À leur entrée dans le collège, les élèves devront laisser leur téléphone dans des boîtes ou des casiers. Ils le récupèrent à l'issue des cours.
Cette interdiction "est valable pendant le temps scolaire et périscolaire. Elle est aussi effective durant toutes les activités scolaires organisées en dehors" de l'établissement.
- Quel coût? -
Une généralisation de ce dispositif, envisagée pour janvier 2025, serait "précipitée et coûteuse", avec une facture qui pourrait s'élever à "près de 130 millions d'euros" pour les 6.980 collèges de France, ont dénoncé les départements, chargés du bâti des collèges.
Mme Belloubet a estimé que "les choses se mettront en place progressivement". "Les coûts financiers me semblent assez modestes", a-t-elle ajouté, citant l'exemple du collège Claudine Hermann de Massy, où le dispositif consiste "en l'acquisition de mallettes portables (une mallette nécessaire par classe, NDLR) qui coûtent 60 euros l'unité".
Pour Départements de France, "la responsabilité en cas de vol dans ces casiers installés dans des collèges se pose" en outre "avec acuité".

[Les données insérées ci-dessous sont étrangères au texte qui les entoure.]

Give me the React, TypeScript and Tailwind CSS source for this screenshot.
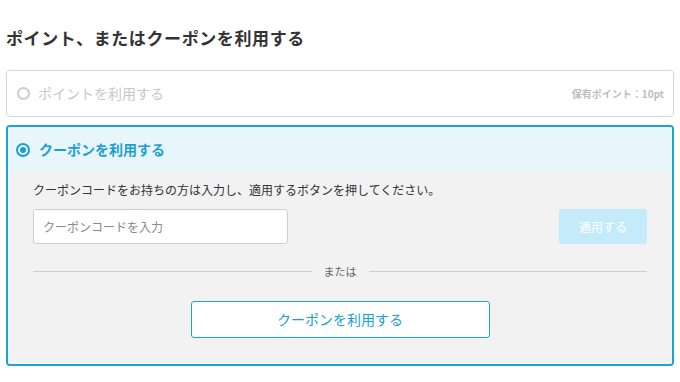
import React from "react";

export default function App() {
  return (
    <div
      className="w-[680px] h-[382px] bg-white px-[6px] pt-[26px] overflow-hidden"
      style={{ fontFamily: '"Noto Sans CJK JP", "Noto Sans", sans-serif' }}
    >
      <h1 className="text-[17px] leading-[24px] font-bold text-[#333333] tracking-[0.6px]">
        ポイント、またはクーポンを利用する
      </h1>

      <div className="mt-[20px] h-[47px] border border-[#d6d6d6] rounded-[4px] flex items-center pl-[10px] pr-[9px]">
        <span className="w-[13px] h-[13px] rounded-full border-2 border-[#cccccc] shrink-0" />
        <span className="ml-[8px] text-[14px] leading-[20px] text-[#c8c8c8] -translate-y-px">ポイントを利用する</span>
        <span className="ml-auto text-[10px] font-bold text-[#bdbdbd]">保有ポイント：10pt</span>
      </div>

      <div className="mt-[8px] border-2 border-[#1aa3d4] rounded-[4px] overflow-hidden">
        <div className="h-[45px] bg-[#e8f6fb] flex items-center pl-[8px]">
          <span className="w-[14px] h-[14px] rounded-full border-2 border-[#1a9fd2] flex items-center justify-center shrink-0">
            <span className="w-[6px] h-[6px] rounded-full bg-[#1a9fd2]" />
          </span>
          <span className="ml-[9px] text-[14px] leading-[20px] font-bold text-[#1a9fd2] -translate-y-px">クーポンを利用する</span>
        </div>
        <div className="bg-[#f2f2f2] px-[25px] pt-[10px] pb-[26px]">
          <p className="text-[12px] leading-[16px] text-[#333333]">
            クーポンコードをお持ちの方は入力し、適用するボタンを押してください。
          </p>
          <div className="mt-[11px] flex items-center justify-between">
            <div className="w-[255px] h-[35px] bg-white border border-[#cfcfcf] rounded-[3px] flex items-center px-[9px]">
              <span className="text-[12px] text-[#8a8a8a]">クーポンコードを入力</span>
            </div>
            <div className="w-[88px] h-[35px] bg-[#c4ebfa] rounded-[3px] flex items-center justify-center">
              <span className="text-[12px] text-white">適用する</span>
            </div>
          </div>
          <div className="mt-[19px] h-[16px] flex items-center">
            <div className="flex-1 h-px bg-[#cfcfcf]" />
            <span className="px-[12px] text-[11px] text-[#666666]">または</span>
            <div className="flex-1 h-px bg-[#cfcfcf]" />
          </div>
          <div className="mt-[22px] flex justify-center">
            <div className="w-[299px] h-[37px] bg-white border border-[#1aa3d4] rounded-[3px] flex items-center justify-center">
              <span className="text-[14px] text-[#1a9fd2]">クーポンを利用する</span>
            </div>
          </div>
        </div>
      </div>
    </div>
  );
}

- Des doutes et critiques -
Cette expérimentation suscite aussi le scepticisme de la communauté enseignante pour plusieurs raisons.
Pour le Snes-FSU, premier syndicat des collèges et lycées, cette mesure "manque de concertation" et "pose question". "Comment ça se passe à l'entrée dans l'établissement? Comment ça se passe dans la journée?", sachant "qu'il y a parfois des élèves qui ont deux téléphones portables", demande sa secrétaire générale, Sophie Vénétitay.
Pour le SE-Unsa aussi, "pour résoudre une difficulté, on va en créer une autre". "Il va falloir du personnel pour gérer l'arrivée, la dépose et le départ, la récupération des téléphones portables. Qui?", s'interroge Jérôme Fournier.
"Ça va être compliqué à mettre en œuvre", abonde Bruno Bobkiewicz. Si l'élève a un téléphone dans le fond de son sac, "je ne vais quand même pas fouiller le sac pour le lui prendre".